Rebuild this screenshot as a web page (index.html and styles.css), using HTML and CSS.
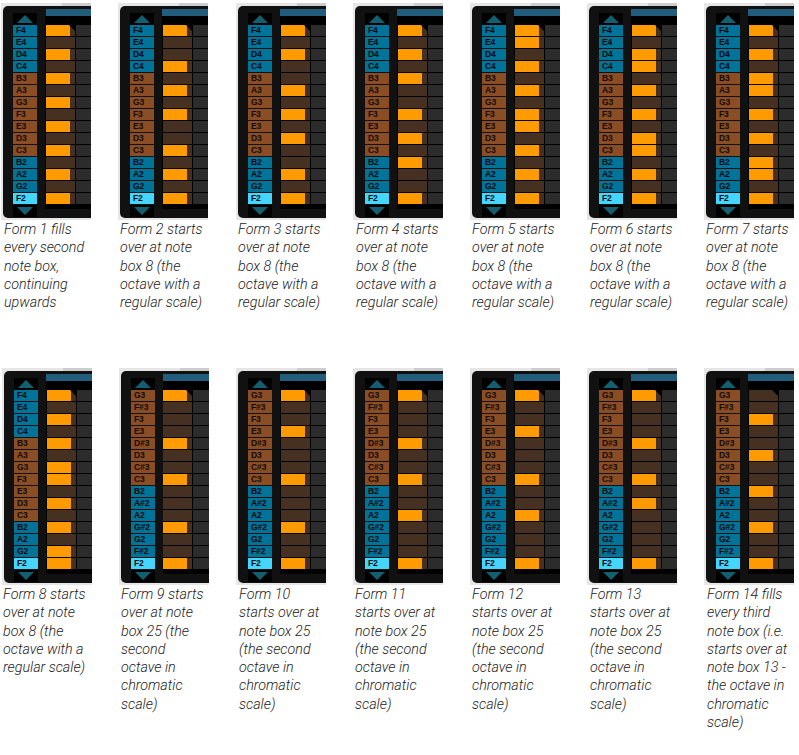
FILE: index.html
```html
<!DOCTYPE html>
<html lang="en">
<head>
<meta charset="utf-8">
<title>Forms</title>
<link rel="stylesheet" href="styles.css">
</head>
<body>
<div class="row row-top">
<figure class="fig">
<div class="shot"><div class="dark"><div class="nav"><div class="up"></div>
<div class="keys"><i class="bl">F4</i><i class="bl">E4</i><i class="bl">D4</i><i class="bl">C4</i><i>B3</i><i>A3</i><i>G3</i><i>F3</i><i>E3</i><i>D3</i><i>C3</i><i class="bl">B2</i><i class="bl">A2</i><i class="bl">G2</i><i class="root">F2</i></div>
<div class="down"></div></div>
<div class="grid shift-bar"><div class="bar"></div><div class="body"><div class="notes"><b></b><i></i><b></b><i></i><b></b><i></i><b></b><i></i><b></b><i></i><b></b><i></i><b></b><i></i><b></b></div><div class="cells"></div></div></div></div></div>
<figcaption class="cap-r1">Form 1 fills<br>every second<br>note box,<br>continuing<br>upwards</figcaption>
</figure>
<figure class="fig wide">
<div class="shot"><div class="dark"><div class="nav"><div class="up"></div>
<div class="keys"><i class="bl">F4</i><i class="bl">E4</i><i class="bl">D4</i><i class="bl">C4</i><i>B3</i><i>A3</i><i>G3</i><i>F3</i><i>E3</i><i>D3</i><i>C3</i><i class="bl">B2</i><i class="bl">A2</i><i class="bl">G2</i><i class="root">F2</i></div>
<div class="down"></div></div>
<div class="grid"><div class="bar"></div><div class="body"><div class="notes"><b></b><i></i><i></i><b></b><i></i><b></b><i></i><b></b><i></i><i></i><b></b><i></i><b></b><i></i><b></b></div><div class="cells"></div></div></div></div></div>
<figcaption>Form 2 starts<br>over at note<br>box 8 (the<br>octave with a<br>regular scale)</figcaption>
</figure>
<figure class="fig">
<div class="shot"><div class="dark"><div class="nav"><div class="up"></div>
<div class="keys"><i class="bl">F4</i><i class="bl">E4</i><i class="bl">D4</i><i class="bl">C4</i><i>B3</i><i>A3</i><i>G3</i><i>F3</i><i>E3</i><i>D3</i><i>C3</i><i class="bl">B2</i><i class="bl">A2</i><i class="bl">G2</i><i class="root">F2</i></div>
<div class="down"></div></div>
<div class="grid"><div class="bar"></div><div class="body"><div class="notes"><b></b><i></i><b></b><i></i><i></i><b></b><i></i><b></b><i></i><b></b><i></i><i></i><b></b><i></i><b></b></div><div class="cells"></div></div></div></div></div>
<figcaption>Form 3 starts<br>over at note<br>box 8 (the<br>octave with a<br>regular scale)</figcaption>
</figure>
<figure class="fig">
<div class="shot"><div class="dark"><div class="nav"><div class="up"></div>
<div class="keys"><i class="bl">F4</i><i class="bl">E4</i><i class="bl">D4</i><i class="bl">C4</i><i>B3</i><i>A3</i><i>G3</i><i>F3</i><i>E3</i><i>D3</i><i>C3</i><i class="bl">B2</i><i class="bl">A2</i><i class="bl">G2</i><i class="root">F2</i></div>
<div class="down"></div></div>
<div class="grid"><div class="bar"></div><div class="body"><div class="notes"><b></b><i></i><b></b><i></i><b></b><i></i><i></i><b></b><i></i><b></b><i></i><b></b><i></i><i></i><b></b></div><div class="cells"></div></div></div></div></div>
<figcaption class="cap-r1">Form 4 starts<br>over at note<br>box 8 (the<br>octave with a<br>regular scale)</figcaption>
</figure>
<figure class="fig">
<div class="shot"><div class="dark"><div class="nav"><div class="up"></div>
<div class="keys"><i class="bl">F4</i><i class="bl">E4</i><i class="bl">D4</i><i class="bl">C4</i><i>B3</i><i>A3</i><i>G3</i><i>F3</i><i>E3</i><i>D3</i><i>C3</i><i class="bl">B2</i><i class="bl">A2</i><i class="bl">G2</i><i class="root">F2</i></div>
<div class="down"></div></div>
<div class="grid"><div class="bar"></div><div class="body"><div class="notes"><b></b><b></b><i></i><b></b><i></i><b></b><i></i><b></b><b></b><i></i><b></b><i></i><b></b><i></i><b></b></div><div class="cells"></div></div></div></div></div>
<figcaption>Form 5 starts<br>over at note<br>box 8 (the<br>octave with a<br>regular scale)</figcaption>
</figure>
<figure class="fig">
<div class="shot"><div class="dark"><div class="nav"><div class="up"></div>
<div class="keys"><i class="bl">F4</i><i class="bl">E4</i><i class="bl">D4</i><i class="bl">C4</i><i>B3</i><i>A3</i><i>G3</i><i>F3</i><i>E3</i><i>D3</i><i>C3</i><i class="bl">B2</i><i class="bl">A2</i><i class="bl">G2</i><i class="root">F2</i></div>
<div class="down"></div></div>
<div class="grid"><div class="bar"></div><div class="body"><div class="notes"><b></b><i></i><b></b><b></b><i></i><b></b><i></i><b></b><i></i><b></b><b></b><i></i><b></b><i></i><b></b></div><div class="cells"></div></div></div></div></div>
<figcaption class="cap-r1">Form 6 starts<br>over at note<br>box 8 (the<br>octave with a<br>regular scale)</figcaption>
</figure>
<figure class="fig">
<div class="shot"><div class="dark"><div class="nav"><div class="up"></div>
<div class="keys"><i class="bl">F4</i><i class="bl">E4</i><i class="bl">D4</i><i class="bl">C4</i><i>B3</i><i>A3</i><i>G3</i><i>F3</i><i>E3</i><i>D3</i><i>C3</i><i class="bl">B2</i><i class="bl">A2</i><i class="bl">G2</i><i class="root">F2</i></div>
<div class="down"></div></div>
<div class="grid"><div class="bar"></div><div class="body"><div class="notes"><b></b><i></i><b></b><i></i><b></b><b></b><i></i><b></b><i></i><b></b><i></i><b></b><b></b><i></i><b></b></div><div class="cells"></div></div></div></div></div>
<figcaption>Form 7 starts<br>over at note<br>box 8 (the<br>octave with a<br>regular scale)</figcaption>
</figure>
</div>
<div class="row row-bottom">
<figure class="fig">
<div class="shot"><div class="dark"><div class="nav"><div class="up"></div>
<div class="keys"><i class="bl">F4</i><i class="bl">E4</i><i class="bl">D4</i><i class="bl">C4</i><i>B3</i><i>A3</i><i>G3</i><i>F3</i><i>E3</i><i>D3</i><i>C3</i><i class="bl">B2</i><i class="bl">A2</i><i class="bl">G2</i><i class="root">F2</i></div>
<div class="down"></div></div>
<div class="grid"><div class="bar"></div><div class="body"><div class="notes"><b></b><i></i><b></b><i></i><b></b><i></i><b></b><b></b><i></i><b></b><i></i><b></b><i></i><b></b><b></b></div><div class="cells"></div></div></div></div></div>
<figcaption class="cap-l1">Form 8 starts<br>over at note<br>box 8 (the<br>octave with a<br>regular scale)</figcaption>
</figure>
<figure class="fig">
<div class="shot"><div class="dark"><div class="nav"><div class="up"></div>
<div class="keys"><i>G3</i><i>F#3</i><i>F3</i><i>E3</i><i>D#3</i><i>D3</i><i>C#3</i><i>C3</i><i class="bl">B2</i><i class="bl">A#2</i><i class="bl">A2</i><i class="bl">G#2</i><i class="bl">G2</i><i class="bl">F#2</i><i class="root">F2</i></div>
<div class="down"></div></div>
<div class="grid flush"><div class="bar"></div><div class="body"><div class="notes"><b></b><i></i><i></i><i></i><b></b><i></i><i></i><b></b><i></i><i></i><i></i><b></b><i></i><i></i><b></b></div><div class="cells"></div></div></div></div></div>
<figcaption>Form 9 starts<br>over at note<br>box 25 (the<br>second<br>octave in<br>chromatic<br>scale)</figcaption>
</figure>
<figure class="fig">
<div class="shot"><div class="dark"><div class="nav"><div class="up"></div>
<div class="keys"><i>G3</i><i>F#3</i><i>F3</i><i>E3</i><i>D#3</i><i>D3</i><i>C#3</i><i>C3</i><i class="bl">B2</i><i class="bl">A#2</i><i class="bl">A2</i><i class="bl">G#2</i><i class="bl">G2</i><i class="bl">F#2</i><i class="root">F2</i></div>
<div class="down"></div></div>
<div class="grid"><div class="bar"></div><div class="body"><div class="notes"><b></b><i></i><i></i><b></b><i></i><i></i><i></i><b></b><i></i><i></i><i></i><b></b><i></i><i></i><b></b></div><div class="cells"></div></div></div></div></div>
<figcaption class="cap-r1">Form 10<br>starts over at<br>note box 25<br>(the second<br>octave in<br>chromatic<br>scale)</figcaption>
</figure>
<figure class="fig">
<div class="shot"><div class="dark"><div class="nav"><div class="up"></div>
<div class="keys"><i>G3</i><i>F#3</i><i>F3</i><i>E3</i><i>D#3</i><i>D3</i><i>C#3</i><i>C3</i><i class="bl">B2</i><i class="bl">A#2</i><i class="bl">A2</i><i class="bl">G#2</i><i class="bl">G2</i><i class="bl">F#2</i><i class="root">F2</i></div>
<div class="down"></div></div>
<div class="grid"><div class="bar"></div><div class="body"><div class="notes"><b></b><i></i><i></i><i></i><b></b><i></i><i></i><b></b><i></i><i></i><b></b><i></i><i></i><i></i><b></b></div><div class="cells"></div></div></div></div></div>
<figcaption>Form 11<br>starts over at<br>note box 25<br>(the second<br>octave in<br>chromatic<br>scale)</figcaption>
</figure>
<figure class="fig">
<div class="shot"><div class="dark"><div class="nav"><div class="up"></div>
<div class="keys"><i>G3</i><i>F#3</i><i>F3</i><i>E3</i><i>D#3</i><i>D3</i><i>C#3</i><i>C3</i><i class="bl">B2</i><i class="bl">A#2</i><i class="bl">A2</i><i class="bl">G#2</i><i class="bl">G2</i><i class="bl">F#2</i><i class="root">F2</i></div>
<div class="down"></div></div>
<div class="grid"><div class="bar"></div><div class="body"><div class="notes"><b></b><i></i><i></i><b></b><i></i><i></i><i></i><b></b><i></i><i></i><b></b><i></i><i></i><i></i><b></b></div><div class="cells"></div></div></div></div></div>
<figcaption>Form 12<br>starts over at<br>note box 25<br>(the second<br>octave in<br>chromatic<br>scale)</figcaption>
</figure>
<figure class="fig">
<div class="shot"><div class="dark"><div class="nav"><div class="up"></div>
<div class="keys"><i>G3</i><i>F#3</i><i>F3</i><i>E3</i><i>D#3</i><i>D3</i><i>C#3</i><i>C3</i><i class="bl">B2</i><i class="bl">A#2</i><i class="bl">A2</i><i class="bl">G#2</i><i class="bl">G2</i><i class="bl">F#2</i><i class="root">F2</i></div>
<div class="down"></div></div>
<div class="grid"><div class="bar"></div><div class="body"><div class="notes"><b></b><i></i><i></i><i></i><b></b><i></i><i></i><b></b><i></i><b></b><i></i><i></i><i></i><i></i><b></b></div><div class="cells"></div></div></div></div></div>
<figcaption class="cap-r1">Form 13<br>starts over at<br>note box 25<br>(the second<br>octave in<br>chromatic<br>scale)</figcaption>
</figure>
<figure class="fig">
<div class="shot"><div class="dark"><div class="nav"><div class="up"></div>
<div class="keys"><i>G3</i><i>F#3</i><i>F3</i><i>E3</i><i>D#3</i><i>D3</i><i>C#3</i><i>C3</i><i class="bl">B2</i><i class="bl">A#2</i><i class="bl">A2</i><i class="bl">G#2</i><i class="bl">G2</i><i class="bl">F#2</i><i class="root">F2</i></div>
<div class="down"></div></div>
<div class="grid"><div class="bar"></div><div class="body"><div class="notes"><i></i><i></i><b></b><i></i><i></i><b></b><i></i><i></i><b></b><i></i><i></i><b></b><i></i><i></i><b></b></div><div class="cells"></div></div></div></div></div>
<figcaption class="cap-r1">Form 14 fills<br>every third<br>note box (i.e.<br>starts over at<br>note box 13 -<br>the octave in<br>chromatic<br>scale)</figcaption>
</figure>
</div>
</body>
</html>
```
FILE: styles.css
```css
html, body {
  margin: 0;
  padding: 0;
  background: #fff;
}

.row {
  display: flex;
  gap: 27px;
  align-items: flex-start;
}

.row-top {
  height: 365px;
  padding: 3px 0 0 1px;
  box-sizing: content-box;
}

.row-bottom {
  padding-left: 2px;
}

.fig {
  margin: 0;
  width: 90px;
  flex: none;
}

.fig.wide {
  margin-right: 1px;
}

.shot {
  height: 217px;
  padding: 3px 0 2px 2px;
  box-sizing: border-box;
  background: linear-gradient(#cdcdcd, #cdcdcd) 61px 0 / 100% 3px no-repeat, #e6e6e6;
  overflow: hidden;
}

.dark {
  height: 212px;
  padding-left: 10px;
  display: flex;
  background: #111;
  border-radius: 5px 0 0 5px;
}

.nav {
  width: 24px;
  flex: none;
  padding-top: 7px;
}

.up,
.down {
  height: 12px;
  background: #000;
  position: relative;
}

.up::after,
.down::after {
  content: "";
  position: absolute;
  left: 4px;
  width: 0;
  height: 0;
  border-left: 8px solid transparent;
  border-right: 8px solid transparent;
}

.up::after {
  top: 2px;
  border-bottom: 8px solid #135f6f;
}

.down::after {
  top: 2px;
  border-top: 8px solid #135f6f;
}

.keys i {
  display: block;
  height: 11px;
  margin-bottom: 1px;
  padding-left: 3px;
  background: #8b4d24;
  color: #120b06;
  font: bold 8.5px/11px "Liberation Sans", Arial, sans-serif;
  letter-spacing: -0.1px;
}

.keys i.bl {
  background: #007399;
  color: #02090d;
}

.keys i.root {
  background: #45d6ff;
  color: #02090d;
}

.grid {
  margin-left: 8px;
  flex: 1;
  padding-top: 3px;
  min-width: 0;
}

.bar {
  height: 7px;
  background: #225d7b;
}

.shift-bar .bar {
  margin-left: 1px;
}

.body {
  height: 193px;
  background: #000;
  padding: 9px 0 0 1px;
  box-sizing: border-box;
  display: flex;
  gap: 1px;
}

.flush .body {
  padding-left: 0;
}

.notes {
  width: 29px;
  flex: none;
  position: relative;
}

.notes::after {
  content: "";
  position: absolute;
  top: 0;
  right: 0;
  width: 0;
  height: 0;
  border-top: 6px solid #000;
  border-left: 6px solid transparent;
}

.notes i,
.notes b {
  display: block;
  height: 11px;
  margin-bottom: 1px;
  background: #463022;
}

.notes b {
  background: linear-gradient(#ff9b00, #ff9b00) 0 0 / 24px 100% no-repeat, #463022;
}

.cells {
  flex: 1;
  height: 180px;
  background: repeating-linear-gradient(#2c2c2c 0 11px, #000 11px 12px);
}

figcaption {
  padding-left: 2px;
  font: italic 300 14.3px/18.25px Roboto, "Liberation Sans", Arial, sans-serif;
  color: #222;
  white-space: nowrap;
}

.cap-r1 {
  padding-left: 3px;
}

.cap-l1 {
  padding-left: 1px;
}
```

# CHALLENGE
Note every line above where the string "styles" shows up, and copy those lines.

# ANSWER TO THE TASK
Rebuild this screenshot as a web page (index.html and styles.css), using HTML and CSS.
<link rel="stylesheet" href="styles.css">
FILE: styles.css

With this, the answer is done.